▶ **What is needed**: Reproduce every line of the listing as written, apart from the pictures.

┌──

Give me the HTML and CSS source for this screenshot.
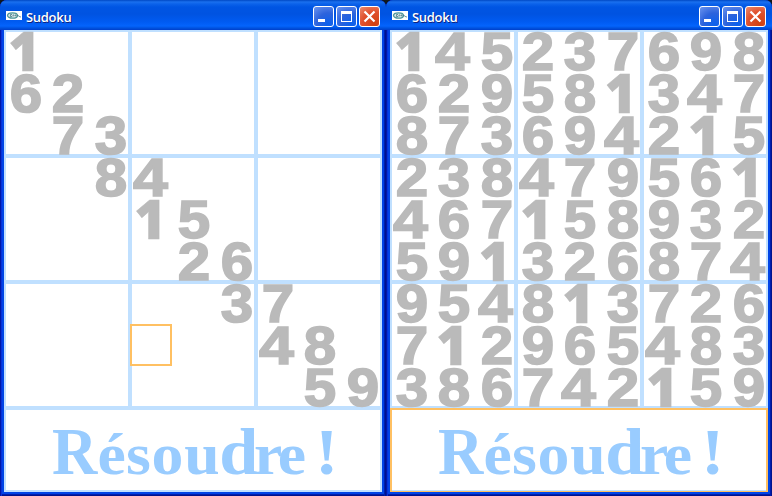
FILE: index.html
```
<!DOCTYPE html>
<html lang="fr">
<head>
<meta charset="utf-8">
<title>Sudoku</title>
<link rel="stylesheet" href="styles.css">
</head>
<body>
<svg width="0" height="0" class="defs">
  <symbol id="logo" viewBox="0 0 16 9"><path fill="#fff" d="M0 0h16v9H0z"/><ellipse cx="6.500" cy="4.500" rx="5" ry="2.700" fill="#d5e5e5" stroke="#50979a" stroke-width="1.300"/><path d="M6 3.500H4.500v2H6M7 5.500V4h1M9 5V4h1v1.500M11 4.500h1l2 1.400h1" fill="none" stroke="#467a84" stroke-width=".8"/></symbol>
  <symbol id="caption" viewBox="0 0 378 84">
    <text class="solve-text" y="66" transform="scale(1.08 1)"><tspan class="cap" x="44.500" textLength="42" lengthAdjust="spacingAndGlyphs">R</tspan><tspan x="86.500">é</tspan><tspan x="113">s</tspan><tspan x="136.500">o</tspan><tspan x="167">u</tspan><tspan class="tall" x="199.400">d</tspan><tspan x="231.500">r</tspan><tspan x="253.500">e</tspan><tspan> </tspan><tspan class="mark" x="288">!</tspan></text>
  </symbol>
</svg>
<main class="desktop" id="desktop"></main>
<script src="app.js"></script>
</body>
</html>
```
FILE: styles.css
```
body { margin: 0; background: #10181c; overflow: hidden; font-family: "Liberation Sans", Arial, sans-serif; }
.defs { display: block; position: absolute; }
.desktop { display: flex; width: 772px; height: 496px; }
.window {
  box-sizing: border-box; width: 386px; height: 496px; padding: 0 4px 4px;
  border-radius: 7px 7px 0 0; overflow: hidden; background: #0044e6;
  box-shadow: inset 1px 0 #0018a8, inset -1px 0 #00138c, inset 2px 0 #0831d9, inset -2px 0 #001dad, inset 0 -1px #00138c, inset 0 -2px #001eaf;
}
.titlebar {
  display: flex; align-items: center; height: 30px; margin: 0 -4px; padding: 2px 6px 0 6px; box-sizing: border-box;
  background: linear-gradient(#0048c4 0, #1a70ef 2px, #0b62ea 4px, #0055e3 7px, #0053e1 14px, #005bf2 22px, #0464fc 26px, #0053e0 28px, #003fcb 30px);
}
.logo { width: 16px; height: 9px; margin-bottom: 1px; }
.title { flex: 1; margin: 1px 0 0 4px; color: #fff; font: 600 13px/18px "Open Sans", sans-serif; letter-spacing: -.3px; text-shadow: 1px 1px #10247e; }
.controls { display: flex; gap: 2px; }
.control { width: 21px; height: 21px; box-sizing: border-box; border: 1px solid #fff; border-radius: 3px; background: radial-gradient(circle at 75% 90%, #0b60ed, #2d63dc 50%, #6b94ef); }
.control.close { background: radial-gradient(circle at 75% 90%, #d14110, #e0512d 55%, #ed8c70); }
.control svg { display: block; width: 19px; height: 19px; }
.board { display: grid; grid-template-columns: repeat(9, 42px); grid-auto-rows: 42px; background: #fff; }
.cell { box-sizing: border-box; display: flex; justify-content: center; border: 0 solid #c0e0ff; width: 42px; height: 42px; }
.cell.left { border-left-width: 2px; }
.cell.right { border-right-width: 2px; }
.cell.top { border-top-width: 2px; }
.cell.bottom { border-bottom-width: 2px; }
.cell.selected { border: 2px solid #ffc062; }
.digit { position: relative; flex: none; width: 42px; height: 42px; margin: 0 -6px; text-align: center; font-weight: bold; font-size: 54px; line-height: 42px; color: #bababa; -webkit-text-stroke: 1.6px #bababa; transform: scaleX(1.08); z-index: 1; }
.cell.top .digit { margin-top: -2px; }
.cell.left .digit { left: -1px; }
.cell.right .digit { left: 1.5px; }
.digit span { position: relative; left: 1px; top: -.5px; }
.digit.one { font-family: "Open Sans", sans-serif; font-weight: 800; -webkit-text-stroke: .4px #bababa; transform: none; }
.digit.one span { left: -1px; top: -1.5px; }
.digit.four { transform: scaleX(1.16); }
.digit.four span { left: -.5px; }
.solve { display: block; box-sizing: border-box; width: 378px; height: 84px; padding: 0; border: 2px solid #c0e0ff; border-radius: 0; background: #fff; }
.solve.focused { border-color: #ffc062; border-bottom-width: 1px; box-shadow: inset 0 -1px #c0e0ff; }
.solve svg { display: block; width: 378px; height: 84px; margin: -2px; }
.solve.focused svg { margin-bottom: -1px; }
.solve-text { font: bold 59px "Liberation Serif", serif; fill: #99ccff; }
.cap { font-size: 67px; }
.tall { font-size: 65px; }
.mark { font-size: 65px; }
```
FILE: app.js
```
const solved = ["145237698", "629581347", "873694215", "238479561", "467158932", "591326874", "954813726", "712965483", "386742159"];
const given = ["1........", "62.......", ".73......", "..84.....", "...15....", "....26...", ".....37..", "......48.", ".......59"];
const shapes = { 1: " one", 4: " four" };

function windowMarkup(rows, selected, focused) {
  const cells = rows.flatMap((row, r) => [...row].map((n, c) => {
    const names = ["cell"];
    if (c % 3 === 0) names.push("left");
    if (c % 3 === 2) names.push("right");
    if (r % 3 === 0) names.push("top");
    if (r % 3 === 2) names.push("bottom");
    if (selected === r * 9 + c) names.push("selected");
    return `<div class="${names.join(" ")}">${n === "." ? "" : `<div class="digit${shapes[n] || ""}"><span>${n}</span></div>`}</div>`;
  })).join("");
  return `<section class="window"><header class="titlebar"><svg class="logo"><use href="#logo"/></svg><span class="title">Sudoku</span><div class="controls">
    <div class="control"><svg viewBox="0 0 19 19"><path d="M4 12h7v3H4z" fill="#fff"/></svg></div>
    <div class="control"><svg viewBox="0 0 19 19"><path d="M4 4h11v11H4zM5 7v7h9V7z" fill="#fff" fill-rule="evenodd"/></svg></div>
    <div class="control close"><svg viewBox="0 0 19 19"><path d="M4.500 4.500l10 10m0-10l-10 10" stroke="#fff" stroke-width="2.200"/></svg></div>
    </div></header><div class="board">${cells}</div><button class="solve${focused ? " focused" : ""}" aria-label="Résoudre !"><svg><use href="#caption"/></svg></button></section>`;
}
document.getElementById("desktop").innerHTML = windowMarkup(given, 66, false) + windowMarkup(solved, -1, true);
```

└──

▶ **Result of this task**:
Give me the HTML and CSS source for this screenshot.
FILE: index.html
```
<!DOCTYPE html>
<html lang="fr">
<head>
<meta charset="utf-8">
<title>Sudoku</title>
<link rel="stylesheet" href="styles.css">
</head>
<body>
<svg width="0" height="0" class="defs">
  <symbol id="logo" viewBox="0 0 16 9"><path fill="#fff" d="M0 0h16v9H0z"/><ellipse cx="6.500" cy="4.500" rx="5" ry="2.700" fill="#d5e5e5" stroke="#50979a" stroke-width="1.300"/><path d="M6 3.500H4.500v2H6M7 5.500V4h1M9 5V4h1v1.500M11 4.500h1l2 1.400h1" fill="none" stroke="#467a84" stroke-width=".8"/></symbol>
  <symbol id="caption" viewBox="0 0 378 84">
    <text class="solve-text" y="66" transform="scale(1.08 1)"><tspan class="cap" x="44.500" textLength="42" lengthAdjust="spacingAndGlyphs">R</tspan><tspan x="86.500">é</tspan><tspan x="113">s</tspan><tspan x="136.500">o</tspan><tspan x="167">u</tspan><tspan class="tall" x="199.400">d</tspan><tspan x="231.500">r</tspan><tspan x="253.500">e</tspan><tspan> </tspan><tspan class="mark" x="288">!</tspan></text>
  </symbol>
</svg>
<main class="desktop" id="desktop"></main>
<script src="app.js"></script>
</body>
</html>
```
FILE: styles.css
```
body { margin: 0; background: #10181c; overflow: hidden; font-family: "Liberation Sans", Arial, sans-serif; }
.defs { display: block; position: absolute; }
.desktop { display: flex; width: 772px; height: 496px; }
.window {
  box-sizing: border-box; width: 386px; height: 496px; padding: 0 4px 4px;
  border-radius: 7px 7px 0 0; overflow: hidden; background: #0044e6;
  box-shadow: inset 1px 0 #0018a8, inset -1px 0 #00138c, inset 2px 0 #0831d9, inset -2px 0 #001dad, inset 0 -1px #00138c, inset 0 -2px #001eaf;
}
.titlebar {
  display: flex; align-items: center; height: 30px; margin: 0 -4px; padding: 2px 6px 0 6px; box-sizing: border-box;
  background: linear-gradient(#0048c4 0, #1a70ef 2px, #0b62ea 4px, #0055e3 7px, #0053e1 14px, #005bf2 22px, #0464fc 26px, #0053e0 28px, #003fcb 30px);
}
.logo { width: 16px; height: 9px; margin-bottom: 1px; }
.title { flex: 1; margin: 1px 0 0 4px; color: #fff; font: 600 13px/18px "Open Sans", sans-serif; letter-spacing: -.3px; text-shadow: 1px 1px #10247e; }
.controls { display: flex; gap: 2px; }
.control { width: 21px; height: 21px; box-sizing: border-box; border: 1px solid #fff; border-radius: 3px; background: radial-gradient(circle at 75% 90%, #0b60ed, #2d63dc 50%, #6b94ef); }
.control.close { background: radial-gradient(circle at 75% 90%, #d14110, #e0512d 55%, #ed8c70); }
.control svg { display: block; width: 19px; height: 19px; }
.board { display: grid; grid-template-columns: repeat(9, 42px); grid-auto-rows: 42px; background: #fff; }
.cell { box-sizing: border-box; display: flex; justify-content: center; border: 0 solid #c0e0ff; width: 42px; height: 42px; }
.cell.left { border-left-width: 2px; }
.cell.right { border-right-width: 2px; }
.cell.top { border-top-width: 2px; }
.cell.bottom { border-bottom-width: 2px; }
.cell.selected { border: 2px solid #ffc062; }
.digit { position: relative; flex: none; width: 42px; height: 42px; margin: 0 -6px; text-align: center; font-weight: bold; font-size: 54px; line-height: 42px; color: #bababa; -webkit-text-stroke: 1.6px #bababa; transform: scaleX(1.08); z-index: 1; }
.cell.top .digit { margin-top: -2px; }
.cell.left .digit { left: -1px; }
.cell.right .digit { left: 1.5px; }
.digit span { position: relative; left: 1px; top: -.5px; }
.digit.one { font-family: "Open Sans", sans-serif; font-weight: 800; -webkit-text-stroke: .4px #bababa; transform: none; }
.digit.one span { left: -1px; top: -1.5px; }
.digit.four { transform: scaleX(1.16); }
.digit.four span { left: -.5px; }
.solve { display: block; box-sizing: border-box; width: 378px; height: 84px; padding: 0; border: 2px solid #c0e0ff; border-radius: 0; background: #fff; }
.solve.focused { border-color: #ffc062; border-bottom-width: 1px; box-shadow: inset 0 -1px #c0e0ff; }
.solve svg { display: block; width: 378px; height: 84px; margin: -2px; }
.solve.focused svg { margin-bottom: -1px; }
.solve-text { font: bold 59px "Liberation Serif", serif; fill: #99ccff; }
.cap { font-size: 67px; }
.tall { font-size: 65px; }
.mark { font-size: 65px; }
```
FILE: app.js
```
const solved = ["145237698", "629581347", "873694215", "238479561", "467158932", "591326874", "954813726", "712965483", "386742159"];
const given = ["1........", "62.......", ".73......", "..84.....", "...15....", "....26...", ".....37..", "......48.", ".......59"];
const shapes = { 1: " one", 4: " four" };

function windowMarkup(rows, selected, focused) {
  const cells = rows.flatMap((row, r) => [...row].map((n, c) => {
    const names = ["cell"];
    if (c % 3 === 0) names.push("left");
    if (c % 3 === 2) names.push("right");
    if (r % 3 === 0) names.push("top");
    if (r % 3 === 2) names.push("bottom");
    if (selected === r * 9 + c) names.push("selected");
    return `<div class="${names.join(" ")}">${n === "." ? "" : `<div class="digit${shapes[n] || ""}"><span>${n}</span></div>`}</div>`;
  })).join("");
  return `<section class="window"><header class="titlebar"><svg class="logo"><use href="#logo"/></svg><span class="title">Sudoku</span><div class="controls">
    <div class="control"><svg viewBox="0 0 19 19"><path d="M4 12h7v3H4z" fill="#fff"/></svg></div>
    <div class="control"><svg viewBox="0 0 19 19"><path d="M4 4h11v11H4zM5 7v7h9V7z" fill="#fff" fill-rule="evenodd"/></svg></div>
    <div class="control close"><svg viewBox="0 0 19 19"><path d="M4.500 4.500l10 10m0-10l-10 10" stroke="#fff" stroke-width="2.200"/></svg></div>
    </div></header><div class="board">${cells}</div><button class="solve${focused ? " focused" : ""}" aria-label="Résoudre !"><svg><use href="#caption"/></svg></button></section>`;
}
document.getElementById("desktop").innerHTML = windowMarkup(given, 66, false) + windowMarkup(solved, -1, true);
```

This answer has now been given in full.